Salesforce New Hire Compensation
There are a few different ways that Salesforce Employees are compensated; base salary, annual cash bonuses, on-hire cash bonuses, and stock awards (on-hire and annual).
Base salary: Most everyone understands how base salaries. You’re offered a certain amount of money per year and you’re paid biweekly the salary that’s owed to you in exchange for your labor.
Annual cash bonus: Annual Cash Bonuses are paid out once per year at Salesforce. The value of the bonus depends on your role, performance, and company performance.
On-hire cash bonus: If you recently joined Salesforce, you may have also received an on-hire cash bonus. These bonuses are typically paid out within the first 30-60 days of employment. On some occasions, these bonuses can be split into two separate payments.

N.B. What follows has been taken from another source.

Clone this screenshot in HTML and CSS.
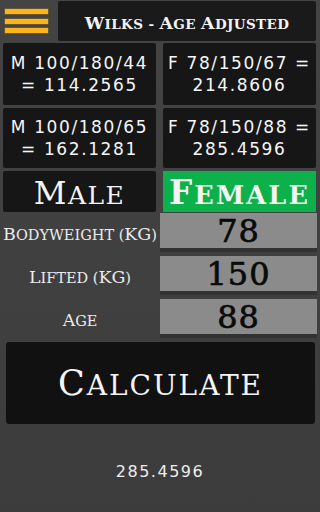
FILE: index.html
```html
<!DOCTYPE html>
<html>
<head>
<meta charset="utf-8">
<link rel="stylesheet" href="styles.css">
</head>
<body>
<div class="app">
  <div class="topbar">
    <div class="menu">
      <span class="bar"></span><span class="bar"></span><span class="bar"></span>
    </div>
    <div class="title"><span class="cap">W</span>ilks - <span class="cap">A</span>ge <span class="cap">A</span>djusted</div>
  </div>
  <div class="grid">
    <div class="card"><span>M 100/180/44</span><span>= 114.2565</span></div>
    <div class="card"><span>F 78/150/67 =</span><span>214.8606</span></div>
    <div class="card"><span>M 100/180/65</span><span>= 162.1281</span></div>
    <div class="card"><span>F 78/150/88 =</span><span>285.4596</span></div>
    <div class="sex male"><span class="cap">M</span>ale</div>
    <div class="sex female"><span class="cap">F</span>emale</div>
  </div>
  <div class="inputs">
    <div class="label"><span class="cap">B</span>odyweight (<span class="cap">KG</span>)</div><div class="field">78</div>
    <div class="label"><span class="cap">L</span>ifted (<span class="cap">KG</span>)</div><div class="field">150</div>
    <div class="label"><span class="cap">A</span>ge</div><div class="field">88</div>
  </div>
  <div class="calc"><span class="cap">C</span>alculate</div>
  <div class="result">285.4596</div>
</div>
</body>
</html>
```
FILE: styles.css
```css
html, body {
  margin: 0;
  padding: 0;
}
body {
  width: 320px;
  height: 512px;
  overflow: hidden;
  background: linear-gradient(#444444, #3c3c3c);
}
.app {
  display: flex;
  flex-direction: column;
  height: 512px;
}
.topbar {
  display: flex;
  height: 40px;
  margin-top: 1px;
}
.menu {
  width: 58px;
  display: flex;
  flex-direction: column;
  justify-content: center;
  gap: 4.5px;
  padding-left: 5px;
  box-sizing: border-box;
}
.bar {
  display: block;
  width: 43px;
  height: 5px;
  background: #fbb419;
  box-shadow: 0 0 0 0.5px #8a6a20;
}
.cap {
  font-size: 1.28em;
}
.title {
  flex: 1;
  margin-right: 4px;
  background: #1a1a1a;
  border-radius: 2px;
  color: #f4f4f4;
  display: flex;
  align-items: baseline;
  justify-content: center;
  padding-top: 12px;
  box-sizing: border-box;
  font-family: "DejaVu Serif", serif;
  font-weight: bold;
  text-transform: uppercase;
  font-size: 13.5px;
  line-height: 20px;
  white-space: pre;
  letter-spacing: 0.4px;
}
.grid {
  display: grid;
  grid-template-columns: 153px 153px;
  grid-template-rows: 62px 60px 41px;
  column-gap: 7px;
  row-gap: 3px;
  padding: 2px 4px 0 3px;
}
.card {
  background: #161616;
  border-radius: 2px;
  color: #f6f6f6;
  display: flex;
  flex-direction: column;
  align-items: center;
  justify-content: center;
  font-family: "DejaVu Sans", sans-serif;
  font-size: 17px;
  line-height: 22px;
  letter-spacing: 1.6px;
  white-space: nowrap;
}
.sex {
  display: flex;
  align-items: baseline;
  justify-content: center;
  padding-top: 5px;
  box-sizing: border-box;
  font-family: "DejaVu Serif", serif;
  text-transform: uppercase;
  font-size: 25px;
  line-height: 34px;
  white-space: pre;
  color: #f4f4f4;
}
.male {
  background: #161616;
  border-radius: 2px;
  letter-spacing: 1.5px;
}
.female {
  background: #0cb14b;
  font-weight: bold;
  font-size: 25.5px;
  letter-spacing: 2.2px;
}
.inputs {
  display: grid;
  grid-template-columns: 160px 157px;
  grid-auto-rows: 39px;
  row-gap: 4px;
  margin-top: 1px;
}
.label {
  display: flex;
  align-items: baseline;
  justify-content: center;
  padding-top: 11px;
  box-sizing: border-box;
  color: #ececec;
  font-family: "DejaVu Serif", serif;
  text-transform: uppercase;
  font-size: 14.5px;
  line-height: 20px;
  white-space: pre;
}
.label .cap {
  font-size: 1.2em;
}
.field {
  background: #8b8b8b;
  border-bottom: 4px solid #323232;
  display: flex;
  align-items: center;
  justify-content: center;
  color: #0a0a0a;
  font-family: "DejaVu Serif", serif;
  font-size: 32px;
  letter-spacing: 1px;
  -webkit-text-stroke: 0.7px #0a0a0a;
}
.calc {
  margin: 4px 5px 0 6px;
  height: 82px;
  background: #111111;
  border-radius: 3px;
  display: flex;
  align-items: baseline;
  justify-content: center;
  padding-top: 24px;
  box-sizing: border-box;
  color: #f4f4f4;
  font-family: "DejaVu Serif", serif;
  text-transform: uppercase;
  font-size: 28px;
  line-height: 34px;
  letter-spacing: 2px;
  white-space: pre;
}
.calc .cap {
  font-size: 1.25em;
}
.result {
  flex: 1;
  display: flex;
  align-items: center;
  justify-content: center;
  padding-top: 6px;
  color: #ededed;
  font-family: "DejaVu Sans", sans-serif;
  font-size: 16px;
  letter-spacing: 1.5px;
}
```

Stock Awards: These are generally in the form of RSUs which, at Salesforce vest 25% per year, every year. You won’t have control or be able to use the RSUs until they vest but most people appreciate knowing roughly how much they might be worth once they vest (just depends on the performance of their stock).
Stock Awards
Restricted Stock Units
For most employees at Salesforce, their stock awards can be as high as 20-30% of their total compensation every year. That’s significant and, given the tax implications, deserves thoughtful planning. You may get these awards initially when offered a job, as part of your annual compensation, or as an award for performing particularly well. These awards come in the form of a certain kind of equity compensation called “Restricted Stock Units” (or RSUs). RSUs at Salesforce vest at a rate of 25% per year so, for example, if you received 100 shares of restricted stock, you’d have 25 vest in the first year. Once they “vest”, you’re given control and have the ability to start making decisions with them. These decisions may be to leave the stock invested in Salesforce, sell them, and invest in something else (i.e. diversify your investments), sell them and pay off debt or sell them and pad your emergency account.
401(K) Plan
Contribution Matching
Salesforce matches 100 percent of your contributions made in your 401k plan up to 6% of your base salary. For people under 50, the total amount you can contribute to your 401k in 2023, is $22,500. For people who are 50 and older, you can contribute up to $30,000. At Progress Wealth Management, we encourage our clients to make the most of this by maxing out their 401(k) contributions before utilizing any other benefits available to them unless they have short-term financial priorities that take precedence. There is no vesting period for Salesforce’s matching contributions.
After-Tax Roth Conversion (Mega Backdoor Roth Conversion)
This is a relatively new benefit in the 401(k) world, and many people don’t know about it. This feature allows you to make additional after-tax contributions to your 401(k) so that you can meet the difference between your contributions and Salesforce’s matches. These contributions are then converted to tax-free Roth dollars on a continuous basis. If you take advantage of this benefit, you can contribute over 50% more than the typical annual Roth IRA limit.
Brokeragelink Option
BrokerageLink is one of the investment options offered within your Salesforce’s 401(k) plan. This option gives you access to thousands of additional mutual funds not available in the standard 401(k) plan. These include funds managed by Vanguard, PIMCO, and Eaton Vance. And why does this matter? For starters, you now have access to asset classes not included in your original offerings—above and beyond what was first given to you. Increases diversification with other assets could potentially create opportunities to make long-term returns greater than they would be without these new asset classes included in your portfolio.